Abandonada estou e arruíno-me. Não cumpro mais a nobre função que é a minha: dar abrigo. Mas os graffiters viram em mim uma tela gigante, deram-me colorido, luminosidade, animação. Renasço, então, nas fachadas exteriores. Grata fico à criativa Arte de Rua e, no caso presente, a Belém, autor deste engraçado mural (primeira edição do Muraliza – Cascais, em 2014. Agora, até os pass[e]antes (quase sempre distraídos) param, miram, comentam… e, por regra, clicam, tornando-me perene. Por que o desmoronamento, esse, está certo e anunciado.
Falemos agora da velhice das pessoas (não a dos prédios). A senectude, no
feminino, tem os seus estereótipos: o carrapito, os cabelos brancos, os óculos
na ponta do nariz, o interminável tricot… Numa outra perspectiva,
Maria Judite de Carvalho (1921-1998), dedicou uma crónica aos «imprestáveis»,
os “Velhos” – incluída em O Homem no Arame (1979) textos
publicados no Diário de Lisboa entre 1970 e 1975 (reeditado em
2019 pela Minotauro: um dos três livros inserido no IV volume das Obras
Completas de MJC, pp. 209-210).
Na sua «iluminante sobriedade estilística», a escritora aborda a questão
(eterna?) da velhice nestes termos:
«Ei-los que esperam ao
sol. Esperam o quê, quem? Estão sentados, vegetais com raízes no dia de ontem,
esquecidos de quem são, de quem foram – foram-no há tanto tempo! – e com frio.
Desconhecem este mundo em que subsistem e que os ignora. (…) Só sabem – sentem
– que são velhos, inúteis, pesados aos filhos e mais ainda às noras e aos
genros. Pesos mortos que têm de ser alimentados, vestidos, alojados,
suportados. (…)
Muitas vezes ao dia
dizem (ou pensam) que no tempo deles, que dantes… Sem saberem que a maior
maravilha desse tempo era a sua idade jovem. Agora nada lhes pertence, estão a
ocupar o espaço indevido, parece-lhes às vezes que as pessoas em redor falam
outra língua, chegaram de outro planeta. E gostariam de se indignar, mas quem
para se indignar com eles? Já partiram os que podiam compreendê-los. Dos netos
e até dos filhos separa-os um fosso que ninguém procura – para quê? –
estreitar.»
Judite de Carvalho mereceu um lugar n’ O Cânone, em texto de Isabel Cristina Rodrigues, pp. 347-354, essa grande obra colectiva de referência (533 p.) coordenada por António M. Feijó, João R. Figueiredo e Miguel Tamen, editado em 2020 pela Tinta-da-China. Aí, se evidencia que
«os vários tipos de cárcere que enformam o viver das personagens femininas de Maria Judite de Carvalho (…) determinam a imposição de uma vida de janela entre o insípido existir de cada uma delas e o mundo vivível lá fora, instituindo na experiência dos dias que lhes é comum uma espécie de limiar entre o viver e o não viver, entre o fora em que não participam e o dentro da sua astenia e do seu desamparo.»

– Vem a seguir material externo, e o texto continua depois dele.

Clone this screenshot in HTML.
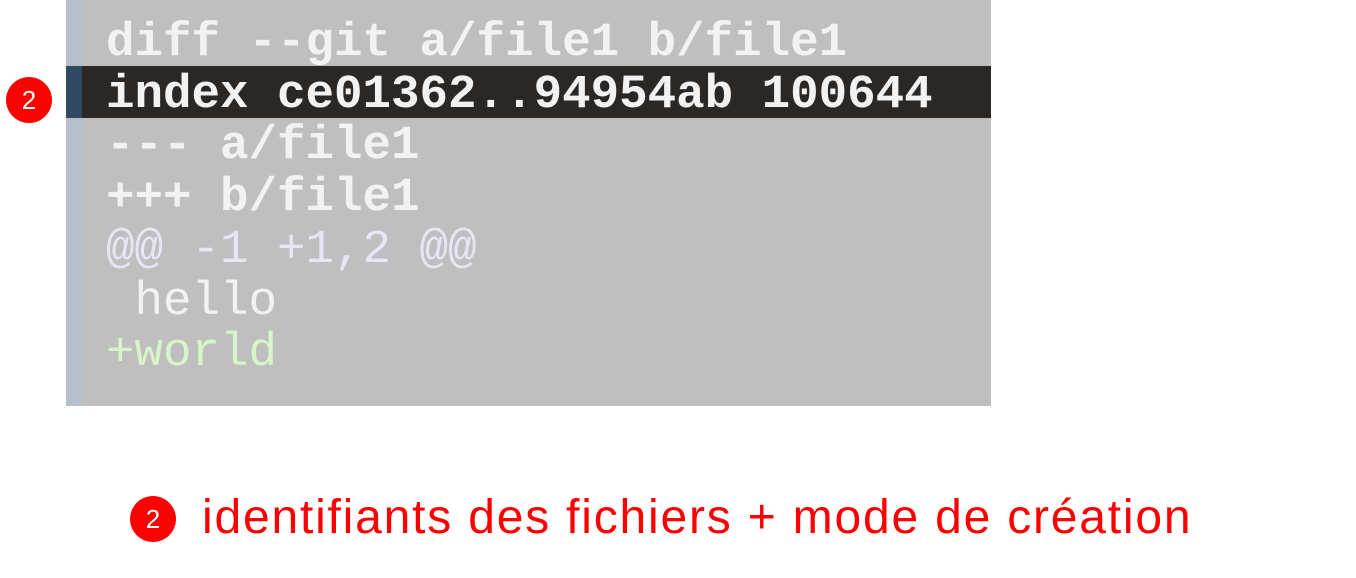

Nos 100 anos do seu nascimento, a Associação Portuguesa de Escritores
promoveu, ao fim da tarde de 08/11/2021 na
Biblioteca Palácio Galveias - Lisboa, a sessão “Maria Judite de Carvalho: Reencontros em tempo de
Centenário”. À semelhança de outros encontros do mesmo género
levados a cabo pela APE, para além das intervenções
dos membros da “mesa” (aqui, designadamente, a sua neta Inês Fraga e a
professora universitária Isabel Cristina Mateus) houve a resposta
dos sócios da Associação ao convite «traga um livro e dê voz à obra do autor»;
tal permitiu que lá fossem lidos passagens das muitas obras de Judite de
Carvalho. Um formato bem participativo onde o público (leitor) mostrou a
qualidade ímpar de uma escritora que, em vida, esteve algo ofuscada pela
notoriedade de seu marido – professor, escritor e cidadão empenhado – Urbano
Tavares Rodrigues.
Mas a qualidade é como o azeite, vem sempre ao de cima. É tudo uma questão de tempo….
Post scriptum: A trepadeira selvagem das traseiras alastra-se imparável pela fachada lateral e tapa já parte substancial da obra artística de Belém. Acresce a acentuada degradação do edifício. Danos inevitáveis de uma arte que não pressupõe qualquer processo de "restauração".